— begin —
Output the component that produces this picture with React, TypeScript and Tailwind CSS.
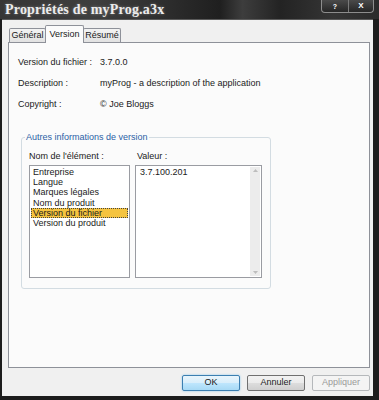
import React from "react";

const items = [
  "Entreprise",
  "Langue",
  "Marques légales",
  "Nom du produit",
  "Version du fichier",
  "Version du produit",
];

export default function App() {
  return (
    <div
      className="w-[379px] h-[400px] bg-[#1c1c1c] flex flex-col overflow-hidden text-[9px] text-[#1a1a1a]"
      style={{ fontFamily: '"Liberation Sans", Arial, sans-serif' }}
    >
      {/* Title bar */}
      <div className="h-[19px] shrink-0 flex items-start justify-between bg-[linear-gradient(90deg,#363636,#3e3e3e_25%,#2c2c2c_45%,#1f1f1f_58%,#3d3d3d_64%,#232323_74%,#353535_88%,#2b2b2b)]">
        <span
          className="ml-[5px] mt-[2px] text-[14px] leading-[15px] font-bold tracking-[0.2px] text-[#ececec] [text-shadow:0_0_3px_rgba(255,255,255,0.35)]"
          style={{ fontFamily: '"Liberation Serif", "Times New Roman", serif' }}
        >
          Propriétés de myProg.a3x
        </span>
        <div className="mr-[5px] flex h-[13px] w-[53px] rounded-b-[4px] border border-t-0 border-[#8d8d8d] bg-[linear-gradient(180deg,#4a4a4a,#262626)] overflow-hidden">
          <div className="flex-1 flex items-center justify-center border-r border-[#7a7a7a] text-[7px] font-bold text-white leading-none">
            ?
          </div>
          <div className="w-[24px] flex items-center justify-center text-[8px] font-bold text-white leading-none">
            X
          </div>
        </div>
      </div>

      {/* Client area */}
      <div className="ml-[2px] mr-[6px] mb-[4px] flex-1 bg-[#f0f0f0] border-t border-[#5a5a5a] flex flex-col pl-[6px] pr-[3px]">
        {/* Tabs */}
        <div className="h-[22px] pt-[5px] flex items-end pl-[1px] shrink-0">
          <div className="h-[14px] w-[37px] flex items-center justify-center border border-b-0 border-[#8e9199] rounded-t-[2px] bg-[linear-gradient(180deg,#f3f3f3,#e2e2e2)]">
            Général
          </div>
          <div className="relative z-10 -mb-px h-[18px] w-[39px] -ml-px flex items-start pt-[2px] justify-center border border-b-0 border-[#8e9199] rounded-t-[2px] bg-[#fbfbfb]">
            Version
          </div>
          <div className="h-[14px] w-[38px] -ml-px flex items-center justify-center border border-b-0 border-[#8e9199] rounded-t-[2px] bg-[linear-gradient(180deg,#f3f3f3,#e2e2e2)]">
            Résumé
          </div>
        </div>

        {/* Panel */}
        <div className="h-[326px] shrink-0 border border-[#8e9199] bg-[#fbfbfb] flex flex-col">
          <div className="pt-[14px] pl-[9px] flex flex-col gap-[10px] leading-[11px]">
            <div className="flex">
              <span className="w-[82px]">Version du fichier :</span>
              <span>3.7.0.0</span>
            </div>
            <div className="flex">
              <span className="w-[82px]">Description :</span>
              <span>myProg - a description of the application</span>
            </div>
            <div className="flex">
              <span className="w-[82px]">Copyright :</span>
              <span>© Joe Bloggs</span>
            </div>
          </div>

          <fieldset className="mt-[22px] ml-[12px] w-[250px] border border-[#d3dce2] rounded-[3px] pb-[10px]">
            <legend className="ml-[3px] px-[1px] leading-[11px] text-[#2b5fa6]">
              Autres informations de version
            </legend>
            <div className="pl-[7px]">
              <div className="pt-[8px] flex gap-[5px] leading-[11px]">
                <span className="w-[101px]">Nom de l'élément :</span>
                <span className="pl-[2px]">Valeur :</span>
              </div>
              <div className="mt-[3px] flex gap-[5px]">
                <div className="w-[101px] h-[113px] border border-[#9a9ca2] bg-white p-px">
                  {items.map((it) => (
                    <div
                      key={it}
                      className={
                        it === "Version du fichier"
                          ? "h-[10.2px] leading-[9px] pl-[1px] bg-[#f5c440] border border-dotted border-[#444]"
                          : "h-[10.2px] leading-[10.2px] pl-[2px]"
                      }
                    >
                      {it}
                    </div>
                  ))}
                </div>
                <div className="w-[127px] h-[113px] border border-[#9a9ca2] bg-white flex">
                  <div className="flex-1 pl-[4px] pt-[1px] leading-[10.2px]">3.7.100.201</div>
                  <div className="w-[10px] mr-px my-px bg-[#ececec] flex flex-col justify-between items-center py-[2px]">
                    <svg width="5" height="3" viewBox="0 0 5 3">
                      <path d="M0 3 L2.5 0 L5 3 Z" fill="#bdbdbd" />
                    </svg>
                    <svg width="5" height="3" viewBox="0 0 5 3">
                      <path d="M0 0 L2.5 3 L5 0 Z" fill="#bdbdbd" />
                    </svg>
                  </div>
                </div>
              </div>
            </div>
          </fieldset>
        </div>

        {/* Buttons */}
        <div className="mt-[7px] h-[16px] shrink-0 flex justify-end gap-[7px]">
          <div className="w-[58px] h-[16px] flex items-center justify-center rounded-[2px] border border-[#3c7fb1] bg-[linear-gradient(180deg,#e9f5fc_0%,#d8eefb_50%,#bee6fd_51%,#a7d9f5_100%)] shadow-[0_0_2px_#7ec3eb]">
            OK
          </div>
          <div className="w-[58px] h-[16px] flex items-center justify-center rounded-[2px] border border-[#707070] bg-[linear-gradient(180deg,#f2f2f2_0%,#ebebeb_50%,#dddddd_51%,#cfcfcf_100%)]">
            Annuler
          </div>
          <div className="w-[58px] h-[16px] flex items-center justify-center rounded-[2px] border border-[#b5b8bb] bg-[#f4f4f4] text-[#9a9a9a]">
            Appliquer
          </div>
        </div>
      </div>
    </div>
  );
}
— end —
Work to be completed: Images should not appear in the copy; retype the listing above exactly.

Answer to this task:
Output the component that produces this picture with React, TypeScript and Tailwind CSS.
import React from "react";

const items = [
  "Entreprise",
  "Langue",
  "Marques légales",
  "Nom du produit",
  "Version du fichier",
  "Version du produit",
];

export default function App() {
  return (
    <div
      className="w-[379px] h-[400px] bg-[#1c1c1c] flex flex-col overflow-hidden text-[9px] text-[#1a1a1a]"
      style={{ fontFamily: '"Liberation Sans", Arial, sans-serif' }}
    >
      {/* Title bar */}
      <div className="h-[19px] shrink-0 flex items-start justify-between bg-[linear-gradient(90deg,#363636,#3e3e3e_25%,#2c2c2c_45%,#1f1f1f_58%,#3d3d3d_64%,#232323_74%,#353535_88%,#2b2b2b)]">
        <span
          className="ml-[5px] mt-[2px] text-[14px] leading-[15px] font-bold tracking-[0.2px] text-[#ececec] [text-shadow:0_0_3px_rgba(255,255,255,0.35)]"
          style={{ fontFamily: '"Liberation Serif", "Times New Roman", serif' }}
        >
          Propriétés de myProg.a3x
        </span>
        <div className="mr-[5px] flex h-[13px] w-[53px] rounded-b-[4px] border border-t-0 border-[#8d8d8d] bg-[linear-gradient(180deg,#4a4a4a,#262626)] overflow-hidden">
          <div className="flex-1 flex items-center justify-center border-r border-[#7a7a7a] text-[7px] font-bold text-white leading-none">
            ?
          </div>
          <div className="w-[24px] flex items-center justify-center text-[8px] font-bold text-white leading-none">
            X
          </div>
        </div>
      </div>

      {/* Client area */}
      <div className="ml-[2px] mr-[6px] mb-[4px] flex-1 bg-[#f0f0f0] border-t border-[#5a5a5a] flex flex-col pl-[6px] pr-[3px]">
        {/* Tabs */}
        <div className="h-[22px] pt-[5px] flex items-end pl-[1px] shrink-0">
          <div className="h-[14px] w-[37px] flex items-center justify-center border border-b-0 border-[#8e9199] rounded-t-[2px] bg-[linear-gradient(180deg,#f3f3f3,#e2e2e2)]">
            Général
          </div>
          <div className="relative z-10 -mb-px h-[18px] w-[39px] -ml-px flex items-start pt-[2px] justify-center border border-b-0 border-[#8e9199] rounded-t-[2px] bg-[#fbfbfb]">
            Version
          </div>
          <div className="h-[14px] w-[38px] -ml-px flex items-center justify-center border border-b-0 border-[#8e9199] rounded-t-[2px] bg-[linear-gradient(180deg,#f3f3f3,#e2e2e2)]">
            Résumé
          </div>
        </div>

        {/* Panel */}
        <div className="h-[326px] shrink-0 border border-[#8e9199] bg-[#fbfbfb] flex flex-col">
          <div className="pt-[14px] pl-[9px] flex flex-col gap-[10px] leading-[11px]">
            <div className="flex">
              <span className="w-[82px]">Version du fichier :</span>
              <span>3.7.0.0</span>
            </div>
            <div className="flex">
              <span className="w-[82px]">Description :</span>
              <span>myProg - a description of the application</span>
            </div>
            <div className="flex">
              <span className="w-[82px]">Copyright :</span>
              <span>© Joe Bloggs</span>
            </div>
          </div>

          <fieldset className="mt-[22px] ml-[12px] w-[250px] border border-[#d3dce2] rounded-[3px] pb-[10px]">
            <legend className="ml-[3px] px-[1px] leading-[11px] text-[#2b5fa6]">
              Autres informations de version
            </legend>
            <div className="pl-[7px]">
              <div className="pt-[8px] flex gap-[5px] leading-[11px]">
                <span className="w-[101px]">Nom de l'élément :</span>
                <span className="pl-[2px]">Valeur :</span>
              </div>
              <div className="mt-[3px] flex gap-[5px]">
                <div className="w-[101px] h-[113px] border border-[#9a9ca2] bg-white p-px">
                  {items.map((it) => (
                    <div
                      key={it}
                      className={
                        it === "Version du fichier"
                          ? "h-[10.2px] leading-[9px] pl-[1px] bg-[#f5c440] border border-dotted border-[#444]"
                          : "h-[10.2px] leading-[10.2px] pl-[2px]"
                      }
                    >
                      {it}
                    </div>
                  ))}
                </div>
                <div className="w-[127px] h-[113px] border border-[#9a9ca2] bg-white flex">
                  <div className="flex-1 pl-[4px] pt-[1px] leading-[10.2px]">3.7.100.201</div>
                  <div className="w-[10px] mr-px my-px bg-[#ececec] flex flex-col justify-between items-center py-[2px]">
                    <svg width="5" height="3" viewBox="0 0 5 3">
                      <path d="M0 3 L2.5 0 L5 3 Z" fill="#bdbdbd" />
                    </svg>
                    <svg width="5" height="3" viewBox="0 0 5 3">
                      <path d="M0 0 L2.5 3 L5 0 Z" fill="#bdbdbd" />
                    </svg>
                  </div>
                </div>
              </div>
            </div>
          </fieldset>
        </div>

        {/* Buttons */}
        <div className="mt-[7px] h-[16px] shrink-0 flex justify-end gap-[7px]">
          <div className="w-[58px] h-[16px] flex items-center justify-center rounded-[2px] border border-[#3c7fb1] bg-[linear-gradient(180deg,#e9f5fc_0%,#d8eefb_50%,#bee6fd_51%,#a7d9f5_100%)] shadow-[0_0_2px_#7ec3eb]">
            OK
          </div>
          <div className="w-[58px] h-[16px] flex items-center justify-center rounded-[2px] border border-[#707070] bg-[linear-gradient(180deg,#f2f2f2_0%,#ebebeb_50%,#dddddd_51%,#cfcfcf_100%)]">
            Annuler
          </div>
          <div className="w-[58px] h-[16px] flex items-center justify-center rounded-[2px] border border-[#b5b8bb] bg-[#f4f4f4] text-[#9a9a9a]">
            Appliquer
          </div>
        </div>
      </div>
    </div>
  );
}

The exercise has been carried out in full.